ORLANDO FIGES: Yes, it’s easy to see Rasputin as a bit of colour in the Russian Revolution, stories of his orgies at restaurants, his legendary penis and so on. But what we tried to show was how important all the rumours of Rasputin were. In a revolutionary situation - especially in one in the middle of a war without a free press - what really counts is not what's true but what people think to be the truth. Rumours of Rasputin's influence, of the Empress' treachery, were hugely influential - they desacralized the monarchy, deprived it of its authority, and made revolution a patriotic act, uniting demoralized soldiers at the Front, who saw no point in fighting anymore for a 'German' dynasty at home, with citizens at home, who saw the removal of the monarchy as necessary for the continuation of the war.

INTERVIEWER: The cult of the leader also features in these essays. Kerensky, Lenin, Stalin - they had all cults of their personality. Is this about charismatic power or is it something else in Russian history?
ORLANDO FIGES: I think we'd veer towards the idea that it's something rooted in Russian history - the sacralization of Tsar-like power that runs through Russian political culture - from the cult of the 'father-Tsar' before 1917 to the cults of Lenin and Stalin. In Russian the words for the 'state' (gosudarstvo) and the 'monarch' (gosudar) are from the same root. Popular conceptions of power and the state essentially monarchical. Peasants. for example, found it hard to distinguish between the person of the monarch and the abstract institutions of the state. What is striking is how quickly the idea of monarchy resurfaced after the overthrow of the Tsar in February 1917. One soldier in the crowd during the February Revolution told the British Ambassador George Buchanan, 'Yes, we need a republic, but at its head there should be a good Tsar.'

INTERVIEWER: You also explore the linguistic history and context of key revolutionary terms - 'democracy', 'the people', 'the bourgeoisie', the 'working class', etc. Why did you want to explore these?
ORLANDO FIGES: Looking at the way these terms were used and understood by ordinary people - in letters, speeches, village resolutions and so on - gets us to the heart of what we could call the 'popular ideology of the revolution' - the way the masses latched onto the ideas of the socialists in 1917. The word 'democracy', for example, was popularly understood to mean, not a set of governmental rules and institutions, as we would understand it now, but the common people - as opposed to the privileged élites or the bourgeoisie. The 'burzhooi' - the popular term for the 'bourgeoisie' - included anyone deemed not to work with his hands. It became a generic terms for 'enemies of the people'. Looking at the way these terms were used can tell us a great deal about the 'class' appeal of the Bolsheviks and their approach to politics. It gets us to the origins of the Terror.

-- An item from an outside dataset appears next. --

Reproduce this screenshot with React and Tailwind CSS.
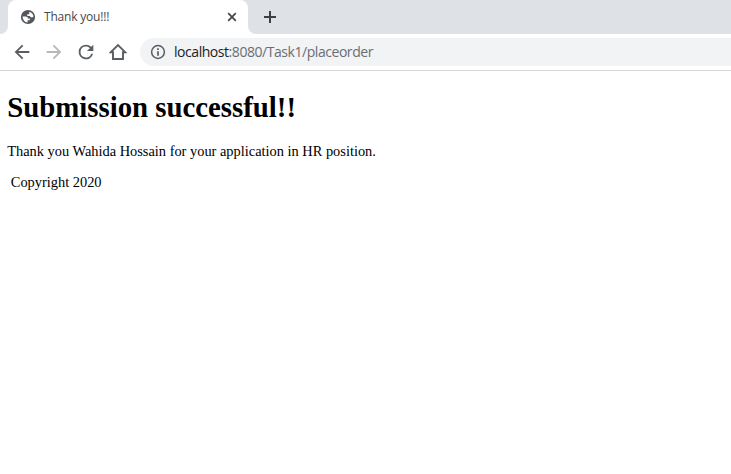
import React from "react";

function Glyph({ d, className }) {
  return (
    <svg viewBox="0 0 24 24" fill="currentColor" className={`shrink-0 ${className}`}>
      <path d={d} />
    </svg>
  );
}

function TabStrip() {
  return (
    <div className="flex h-[34px] bg-white">
      <div className="h-full w-2 rounded-br-lg bg-[#dee1e6]" />
      <div className="h-full w-60 bg-[#dee1e6]">
        <div className="flex h-full items-center rounded-t-lg bg-white pl-3 pr-[10px]">
          <svg viewBox="0 0 16 16" className="size-4 shrink-0 text-[#54585d]">
            <circle cx="8" cy="8" r="7.100" fill="currentColor" />
            <path
              d="M2.600 7.600h3.200c1.300 0 2 .8 2 1.900h2v1.700H7.600v2.300C4.900 13.500 2.700 11 2.600 7.600zM9.300 2.700c2.300.5 4 2.500 4.200 4.900-.8.8-1.600 1-2.500.7-.7-.2-.9-.7-.9-1.300H7.300V5.200h1.200c.6 0 .8-.4.800-1z"
              fill="white"
            />
          </svg>
          <span className="ml-2 whitespace-nowrap font-['Open_Sans',sans-serif] text-[12px] leading-4 tracking-[-0.2px] text-[#45494d]">
            Thank you!!!
          </span>
          <svg viewBox="0 0 12 12" className="ml-auto size-3 shrink-0 text-[#45494d]">
            <path d="m2.200 2.200 7.600 7.600m0-7.600-7.600 7.600" stroke="currentColor" strokeWidth="1.800" />
          </svg>
        </div>
      </div>
      <div className="flex h-full grow items-center rounded-bl-lg bg-[#dee1e6] pl-4">
        <svg viewBox="0 0 12 12" className="size-3 text-[#3c4043]">
          <path d="M6 0v12M0 6h12" stroke="currentColor" strokeWidth="2" />
        </svg>
      </div>
    </div>
  );
}

function Toolbar() {
  return (
    <div className="flex h-[37px] items-center border-b border-[#d5d6d8] bg-white pl-[11px] text-[#5a5d61]">
      <Glyph className="size-[22px]" d="M20 11H7.830l5.590-5.590L12 4l-8 8 8 8 1.410-1.410L7.830 13H20v-2z" />
      <Glyph className="ml-[10px] size-[22px] text-[#b5b7b9]" d="M12 4l-1.410 1.410L16.170 11H4v2h12.170l-5.580 5.590L12 20l8-8z" />
      <Glyph className="ml-[10px] size-[22px]" d="M17.650 6.350A7.958 7.958 0 0 0 12 4a8 8 0 1 0 7.730 10h-2.080A6 6 0 1 1 12 6c1.660 0 3.140.69 4.220 1.780L13 11h7V4z" />
      <svg viewBox="0 0 18 18" className="ml-3 size-[18px] shrink-0">
        <path d="M1.800 9.200 9 2l7.200 7.200H14V16H4V9.200z" fill="none" stroke="currentColor" strokeWidth="1.900" />
      </svg>
      <div className="ml-[13px] flex h-7 grow items-center rounded-l-full bg-[#f1f3f4] pl-[10px]">
        <svg viewBox="0 0 16 16" className="size-4 shrink-0">
          <circle cx="8" cy="8" r="6.400" fill="none" stroke="currentColor" strokeWidth="1.500" />
          <path d="M8 4.300v1.600M8 7.200v4.500" stroke="currentColor" strokeWidth="1.700" />
        </svg>
        <span className="ml-2 whitespace-nowrap font-['Open_Sans',sans-serif] text-[14px] leading-5 tracking-[-0.45px] text-[#6a6e73]">
          <span className="text-[#202124]">localhost</span>:8080/Task1/placeorder
        </span>
      </div>
    </div>
  );
}

export default function App() {
  return (
    <div className="h-[474px] w-full overflow-hidden bg-white">
      <TabStrip />
      <Toolbar />
      <main className="px-[7.2px] pt-5 font-['Liberation_Serif',serif] text-black">
        <h1 className="whitespace-nowrap text-[28.8px] font-bold leading-8">Submission successful!!</h1>
        <p className="mt-5 whitespace-nowrap text-[14.4px] leading-4">
          Thank you Wahida Hossain for your application in HR position.
        </p>
        <p className="mt-[15px] whitespace-pre text-[14.4px] leading-4"> Copyright 2020</p>
      </main>
    </div>
  );
}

INTERVIEWER:How important was the understanding of 'class' in 1917?
ORLANDO FIGES: It was the key to all political discourse within 'the democracy'. Perhaps not in the way that orthodox Marxist historians would have us look at class - as a socially exclusive category with antagonistic relations (the 'class war') defined by the relations of production - but certainly as a political category including the 'labouring people' whose struggle was defined by the demand for human rights. What workers wanted in 1917 - if you look at their demands in their own terms - is dignity at work, the right to vote, equality with the rest of society. These are essentially human goals - they were shared by workers, soldiers and peasants.

INTERVIEWER: Interpreting the Russian Revolution is a scholarly book. How does it sit with your other best-selling history books? Are there two types of Orlando Figes history?
ORLANDO FIGES: Of course not, there's just one! All my books are scholarly, based on research in archives, and I hope that even the most academic ones, such as this, are readable. I don't see a big divide between 'academic' and 'popular' history - in any case the gap has narrowed greatly in the past few years. It's really just a question of who can write good history - and to do that you must write well.